BEGIN Records for processing

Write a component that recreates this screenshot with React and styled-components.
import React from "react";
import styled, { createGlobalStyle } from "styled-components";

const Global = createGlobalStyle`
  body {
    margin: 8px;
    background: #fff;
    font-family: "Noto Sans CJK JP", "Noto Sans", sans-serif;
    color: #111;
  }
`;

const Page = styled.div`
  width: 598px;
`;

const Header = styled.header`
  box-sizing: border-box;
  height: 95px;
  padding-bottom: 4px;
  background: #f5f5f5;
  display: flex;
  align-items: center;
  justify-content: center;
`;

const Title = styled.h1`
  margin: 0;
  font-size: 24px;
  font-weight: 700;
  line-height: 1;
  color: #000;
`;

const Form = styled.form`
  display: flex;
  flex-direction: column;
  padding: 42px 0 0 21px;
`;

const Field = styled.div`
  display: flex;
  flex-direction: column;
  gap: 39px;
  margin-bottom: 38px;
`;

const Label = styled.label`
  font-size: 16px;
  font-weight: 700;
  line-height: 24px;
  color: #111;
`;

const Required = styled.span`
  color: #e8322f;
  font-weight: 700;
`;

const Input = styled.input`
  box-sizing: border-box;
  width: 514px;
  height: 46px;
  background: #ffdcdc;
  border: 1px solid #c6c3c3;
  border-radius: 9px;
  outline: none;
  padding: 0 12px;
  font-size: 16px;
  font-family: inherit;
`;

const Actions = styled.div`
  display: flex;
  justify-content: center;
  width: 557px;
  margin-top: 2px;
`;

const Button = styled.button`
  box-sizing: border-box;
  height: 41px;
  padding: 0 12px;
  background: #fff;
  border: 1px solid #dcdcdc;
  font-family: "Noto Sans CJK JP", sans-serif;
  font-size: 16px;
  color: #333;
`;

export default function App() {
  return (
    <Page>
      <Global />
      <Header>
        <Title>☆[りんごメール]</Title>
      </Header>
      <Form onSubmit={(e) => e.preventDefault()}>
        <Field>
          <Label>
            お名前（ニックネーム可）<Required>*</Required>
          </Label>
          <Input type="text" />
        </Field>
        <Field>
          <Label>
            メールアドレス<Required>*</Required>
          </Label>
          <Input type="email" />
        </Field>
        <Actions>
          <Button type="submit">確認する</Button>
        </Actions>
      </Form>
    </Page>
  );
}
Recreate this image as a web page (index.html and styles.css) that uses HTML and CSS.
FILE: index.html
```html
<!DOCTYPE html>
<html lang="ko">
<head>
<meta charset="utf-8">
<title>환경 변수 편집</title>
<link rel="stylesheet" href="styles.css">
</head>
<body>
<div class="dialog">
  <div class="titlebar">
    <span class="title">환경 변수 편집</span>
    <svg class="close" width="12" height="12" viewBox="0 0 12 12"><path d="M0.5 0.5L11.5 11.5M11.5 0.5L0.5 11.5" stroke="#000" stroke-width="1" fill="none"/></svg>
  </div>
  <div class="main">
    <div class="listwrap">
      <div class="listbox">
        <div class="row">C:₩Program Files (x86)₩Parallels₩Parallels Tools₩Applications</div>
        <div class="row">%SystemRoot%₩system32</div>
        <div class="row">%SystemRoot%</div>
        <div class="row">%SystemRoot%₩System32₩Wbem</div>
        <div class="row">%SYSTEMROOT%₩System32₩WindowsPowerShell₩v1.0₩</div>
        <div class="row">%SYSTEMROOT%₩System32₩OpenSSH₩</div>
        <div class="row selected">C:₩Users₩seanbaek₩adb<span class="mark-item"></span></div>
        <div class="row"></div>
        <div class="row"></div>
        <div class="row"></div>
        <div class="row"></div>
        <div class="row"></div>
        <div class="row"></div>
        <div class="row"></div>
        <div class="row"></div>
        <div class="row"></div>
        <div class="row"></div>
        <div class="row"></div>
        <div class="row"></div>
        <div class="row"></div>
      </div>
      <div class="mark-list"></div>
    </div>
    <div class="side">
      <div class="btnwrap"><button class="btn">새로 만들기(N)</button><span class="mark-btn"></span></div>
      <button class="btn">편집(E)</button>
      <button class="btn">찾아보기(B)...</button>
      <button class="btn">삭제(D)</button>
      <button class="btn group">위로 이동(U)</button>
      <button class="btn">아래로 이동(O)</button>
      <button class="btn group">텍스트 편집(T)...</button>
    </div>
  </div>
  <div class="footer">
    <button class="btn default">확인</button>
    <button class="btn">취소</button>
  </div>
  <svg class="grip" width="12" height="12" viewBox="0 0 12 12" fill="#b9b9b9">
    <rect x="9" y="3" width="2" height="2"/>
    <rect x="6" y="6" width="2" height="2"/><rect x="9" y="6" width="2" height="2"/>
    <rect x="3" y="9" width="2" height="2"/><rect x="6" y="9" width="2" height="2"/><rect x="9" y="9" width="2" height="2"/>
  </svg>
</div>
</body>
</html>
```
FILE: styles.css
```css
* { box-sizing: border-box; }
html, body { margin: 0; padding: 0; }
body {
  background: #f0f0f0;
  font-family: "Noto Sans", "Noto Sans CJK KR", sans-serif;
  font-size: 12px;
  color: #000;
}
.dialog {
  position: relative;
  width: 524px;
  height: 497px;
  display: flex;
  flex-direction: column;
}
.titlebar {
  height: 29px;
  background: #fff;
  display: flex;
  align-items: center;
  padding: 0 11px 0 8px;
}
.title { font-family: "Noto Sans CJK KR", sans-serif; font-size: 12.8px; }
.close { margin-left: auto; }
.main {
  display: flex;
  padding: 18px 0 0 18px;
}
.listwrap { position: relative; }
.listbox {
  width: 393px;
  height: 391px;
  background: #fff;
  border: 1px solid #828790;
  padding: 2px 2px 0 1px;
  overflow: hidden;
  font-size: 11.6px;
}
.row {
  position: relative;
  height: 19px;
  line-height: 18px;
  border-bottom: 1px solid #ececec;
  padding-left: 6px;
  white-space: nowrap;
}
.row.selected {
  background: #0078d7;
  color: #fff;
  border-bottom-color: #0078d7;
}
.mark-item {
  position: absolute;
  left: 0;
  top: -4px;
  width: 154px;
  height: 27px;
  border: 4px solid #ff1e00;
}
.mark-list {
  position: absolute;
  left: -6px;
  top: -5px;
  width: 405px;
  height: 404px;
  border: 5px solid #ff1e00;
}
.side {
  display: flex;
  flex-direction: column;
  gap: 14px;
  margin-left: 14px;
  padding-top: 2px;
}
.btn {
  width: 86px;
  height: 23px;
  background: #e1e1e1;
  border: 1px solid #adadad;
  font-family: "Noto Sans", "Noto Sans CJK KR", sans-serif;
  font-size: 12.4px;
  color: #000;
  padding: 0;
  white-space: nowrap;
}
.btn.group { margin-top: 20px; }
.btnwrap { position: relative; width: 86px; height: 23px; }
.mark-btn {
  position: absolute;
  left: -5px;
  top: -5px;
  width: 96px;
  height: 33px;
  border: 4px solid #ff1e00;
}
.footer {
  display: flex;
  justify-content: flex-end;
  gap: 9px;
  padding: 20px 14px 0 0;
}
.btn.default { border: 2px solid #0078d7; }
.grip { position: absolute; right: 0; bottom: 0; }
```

END Records for processing

◆ **Instructions for the task**: Each line above is to be repeated exactly.

◆ **Full answer**:
Write a component that recreates this screenshot with React and styled-components.
import React from "react";
import styled, { createGlobalStyle } from "styled-components";

const Global = createGlobalStyle`
  body {
    margin: 8px;
    background: #fff;
    font-family: "Noto Sans CJK JP", "Noto Sans", sans-serif;
    color: #111;
  }
`;

const Page = styled.div`
  width: 598px;
`;

const Header = styled.header`
  box-sizing: border-box;
  height: 95px;
  padding-bottom: 4px;
  background: #f5f5f5;
  display: flex;
  align-items: center;
  justify-content: center;
`;

const Title = styled.h1`
  margin: 0;
  font-size: 24px;
  font-weight: 700;
  line-height: 1;
  color: #000;
`;

const Form = styled.form`
  display: flex;
  flex-direction: column;
  padding: 42px 0 0 21px;
`;

const Field = styled.div`
  display: flex;
  flex-direction: column;
  gap: 39px;
  margin-bottom: 38px;
`;

const Label = styled.label`
  font-size: 16px;
  font-weight: 700;
  line-height: 24px;
  color: #111;
`;

const Required = styled.span`
  color: #e8322f;
  font-weight: 700;
`;

const Input = styled.input`
  box-sizing: border-box;
  width: 514px;
  height: 46px;
  background: #ffdcdc;
  border: 1px solid #c6c3c3;
  border-radius: 9px;
  outline: none;
  padding: 0 12px;
  font-size: 16px;
  font-family: inherit;
`;

const Actions = styled.div`
  display: flex;
  justify-content: center;
  width: 557px;
  margin-top: 2px;
`;

const Button = styled.button`
  box-sizing: border-box;
  height: 41px;
  padding: 0 12px;
  background: #fff;
  border: 1px solid #dcdcdc;
  font-family: "Noto Sans CJK JP", sans-serif;
  font-size: 16px;
  color: #333;
`;

export default function App() {
  return (
    <Page>
      <Global />
      <Header>
        <Title>☆[りんごメール]</Title>
      </Header>
      <Form onSubmit={(e) => e.preventDefault()}>
        <Field>
          <Label>
            お名前（ニックネーム可）<Required>*</Required>
          </Label>
          <Input type="text" />
        </Field>
        <Field>
          <Label>
            メールアドレス<Required>*</Required>
          </Label>
          <Input type="email" />
        </Field>
        <Actions>
          <Button type="submit">確認する</Button>
        </Actions>
      </Form>
    </Page>
  );
}
Recreate this image as a web page (index.html and styles.css) that uses HTML and CSS.
FILE: index.html
```html
<!DOCTYPE html>
<html lang="ko">
<head>
<meta charset="utf-8">
<title>환경 변수 편집</title>
<link rel="stylesheet" href="styles.css">
</head>
<body>
<div class="dialog">
  <div class="titlebar">
    <span class="title">환경 변수 편집</span>
    <svg class="close" width="12" height="12" viewBox="0 0 12 12"><path d="M0.5 0.5L11.5 11.5M11.5 0.5L0.5 11.5" stroke="#000" stroke-width="1" fill="none"/></svg>
  </div>
  <div class="main">
    <div class="listwrap">
      <div class="listbox">
        <div class="row">C:₩Program Files (x86)₩Parallels₩Parallels Tools₩Applications</div>
        <div class="row">%SystemRoot%₩system32</div>
        <div class="row">%SystemRoot%</div>
        <div class="row">%SystemRoot%₩System32₩Wbem</div>
        <div class="row">%SYSTEMROOT%₩System32₩WindowsPowerShell₩v1.0₩</div>
        <div class="row">%SYSTEMROOT%₩System32₩OpenSSH₩</div>
        <div class="row selected">C:₩Users₩seanbaek₩adb<span class="mark-item"></span></div>
        <div class="row"></div>
        <div class="row"></div>
        <div class="row"></div>
        <div class="row"></div>
        <div class="row"></div>
        <div class="row"></div>
        <div class="row"></div>
        <div class="row"></div>
        <div class="row"></div>
        <div class="row"></div>
        <div class="row"></div>
        <div class="row"></div>
        <div class="row"></div>
      </div>
      <div class="mark-list"></div>
    </div>
    <div class="side">
      <div class="btnwrap"><button class="btn">새로 만들기(N)</button><span class="mark-btn"></span></div>
      <button class="btn">편집(E)</button>
      <button class="btn">찾아보기(B)...</button>
      <button class="btn">삭제(D)</button>
      <button class="btn group">위로 이동(U)</button>
      <button class="btn">아래로 이동(O)</button>
      <button class="btn group">텍스트 편집(T)...</button>
    </div>
  </div>
  <div class="footer">
    <button class="btn default">확인</button>
    <button class="btn">취소</button>
  </div>
  <svg class="grip" width="12" height="12" viewBox="0 0 12 12" fill="#b9b9b9">
    <rect x="9" y="3" width="2" height="2"/>
    <rect x="6" y="6" width="2" height="2"/><rect x="9" y="6" width="2" height="2"/>
    <rect x="3" y="9" width="2" height="2"/><rect x="6" y="9" width="2" height="2"/><rect x="9" y="9" width="2" height="2"/>
  </svg>
</div>
</body>
</html>
```
FILE: styles.css
```css
* { box-sizing: border-box; }
html, body { margin: 0; padding: 0; }
body {
  background: #f0f0f0;
  font-family: "Noto Sans", "Noto Sans CJK KR", sans-serif;
  font-size: 12px;
  color: #000;
}
.dialog {
  position: relative;
  width: 524px;
  height: 497px;
  display: flex;
  flex-direction: column;
}
.titlebar {
  height: 29px;
  background: #fff;
  display: flex;
  align-items: center;
  padding: 0 11px 0 8px;
}
.title { font-family: "Noto Sans CJK KR", sans-serif; font-size: 12.8px; }
.close { margin-left: auto; }
.main {
  display: flex;
  padding: 18px 0 0 18px;
}
.listwrap { position: relative; }
.listbox {
  width: 393px;
  height: 391px;
  background: #fff;
  border: 1px solid #828790;
  padding: 2px 2px 0 1px;
  overflow: hidden;
  font-size: 11.6px;
}
.row {
  position: relative;
  height: 19px;
  line-height: 18px;
  border-bottom: 1px solid #ececec;
  padding-left: 6px;
  white-space: nowrap;
}
.row.selected {
  background: #0078d7;
  color: #fff;
  border-bottom-color: #0078d7;
}
.mark-item {
  position: absolute;
  left: 0;
  top: -4px;
  width: 154px;
  height: 27px;
  border: 4px solid #ff1e00;
}
.mark-list {
  position: absolute;
  left: -6px;
  top: -5px;
  width: 405px;
  height: 404px;
  border: 5px solid #ff1e00;
}
.side {
  display: flex;
  flex-direction: column;
  gap: 14px;
  margin-left: 14px;
  padding-top: 2px;
}
.btn {
  width: 86px;
  height: 23px;
  background: #e1e1e1;
  border: 1px solid #adadad;
  font-family: "Noto Sans", "Noto Sans CJK KR", sans-serif;
  font-size: 12.4px;
  color: #000;
  padding: 0;
  white-space: nowrap;
}
.btn.group { margin-top: 20px; }
.btnwrap { position: relative; width: 86px; height: 23px; }
.mark-btn {
  position: absolute;
  left: -5px;
  top: -5px;
  width: 96px;
  height: 33px;
  border: 4px solid #ff1e00;
}
.footer {
  display: flex;
  justify-content: flex-end;
  gap: 9px;
  padding: 20px 14px 0 0;
}
.btn.default { border: 2px solid #0078d7; }
.grip { position: absolute; right: 0; bottom: 0; }
```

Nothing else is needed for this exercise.